* Given data *

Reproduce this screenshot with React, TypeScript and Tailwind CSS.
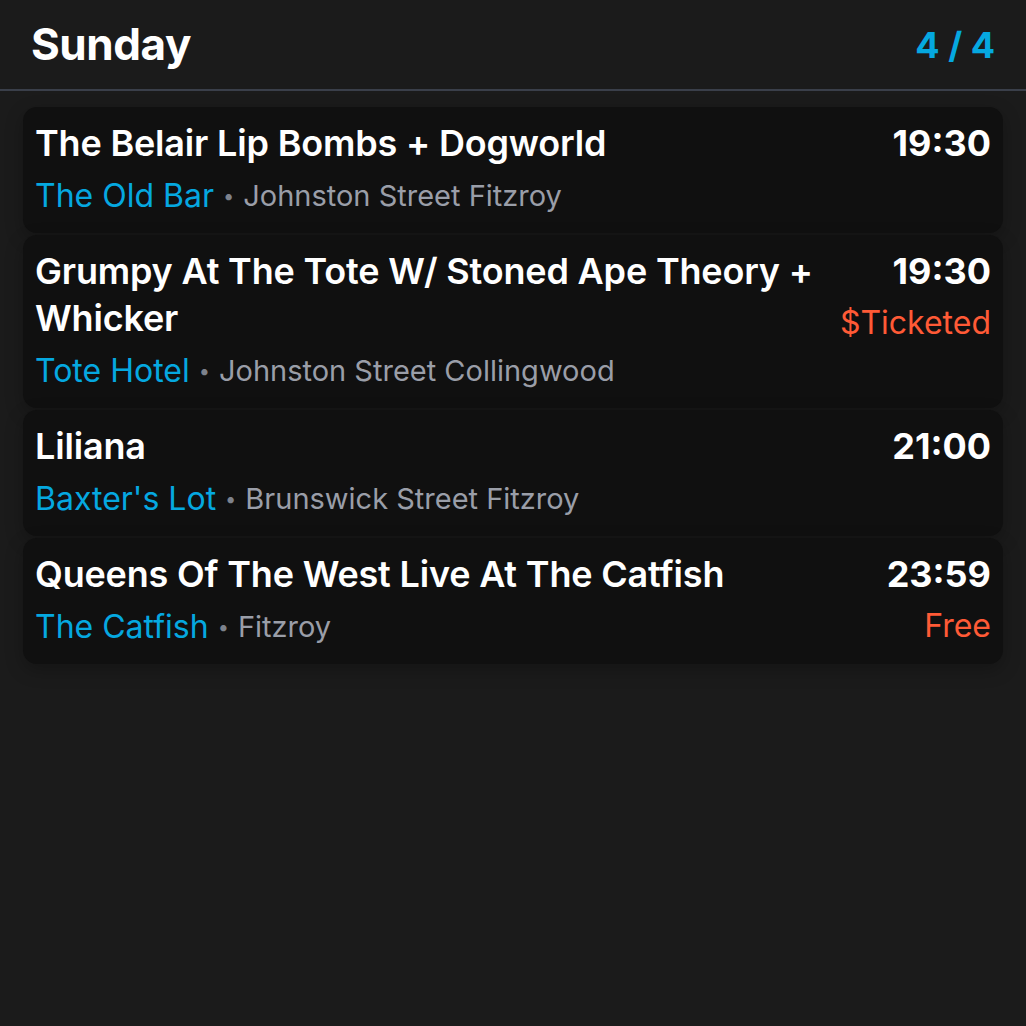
import React from 'react';

interface Gig {
  title: string;
  venue: string;
  address: string;
  time: string;
  price?: string;
}

const gigs: Gig[] = [
  { title: 'The Belair Lip Bombs + Dogworld', venue: 'The Old Bar', address: 'Johnston Street Fitzroy', time: '19:30' },
  {
    title: 'Grumpy At The Tote W/ Stoned Ape Theory + Whicker',
    venue: 'Tote Hotel',
    address: 'Johnston Street Collingwood',
    time: '19:30',
    price: '$Ticketed',
  },
  { title: 'Liliana', venue: "Baxter's Lot", address: 'Brunswick Street Fitzroy', time: '21:00' },
  { title: 'Queens Of The West Live At The Catfish', venue: 'The Catfish', address: 'Fitzroy', time: '23:59', price: 'Free' },
];

export default function App() {
  return (
    <div className="min-h-screen w-full bg-[#1b1b1b] text-white font-['Inter','Noto_Sans',sans-serif]">
      {/* Header */}
      <header className="flex items-center justify-between h-[91px] pl-[31px] pr-[31px] border-b-2 border-[#3a3f4a]">
        <h1 className="text-[44px] font-bold tracking-[-0.01em] leading-none mb-[2px]">Sunday</h1>
        <span className="text-[36px] font-bold text-[#05a8e0] leading-none">4 / 4</span>
      </header>

      {/* Gig list */}
      <div className="flex flex-col gap-[2px] px-[23px] pt-[16px]">
        {gigs.map((gig) => (
          <div
            key={gig.title}
            className="flex items-start justify-between gap-4 rounded-[14px] bg-[#101010] pl-[12px] pr-[12px] pt-[13px] pb-[15px] shadow-[0_6px_18px_rgba(0,0,0,0.25)]"
          >
            <div className="flex flex-col min-w-0">
              <div className="text-[36px] font-semibold leading-[47px] tracking-[-0.005em]">{gig.title}</div>
              <div className="flex items-center mt-[7px] text-[32px] leading-[44px]">
                <span className="text-[#05a8e0]">{gig.venue}</span>
                <span className="mx-[9px] text-[20px] text-[#7d828c]">•</span>
                <span className="text-[#9a9ea8] text-[29px]">{gig.address}</span>
              </div>
            </div>
            <div className="flex flex-col items-end shrink-0">
              <div className="text-[36px] font-bold leading-[47px]">{gig.time}</div>
              {gig.price && <div className="mt-[6px] text-[32px] text-[#ff5a36] leading-[44px]">{gig.price}</div>}
            </div>
          </div>
        ))}
      </div>
    </div>
  );
}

* Objective *
From the listing above, return each line with the word "React".

* Full output *
Reproduce this screenshot with React, TypeScript and Tailwind CSS.
import React from 'react';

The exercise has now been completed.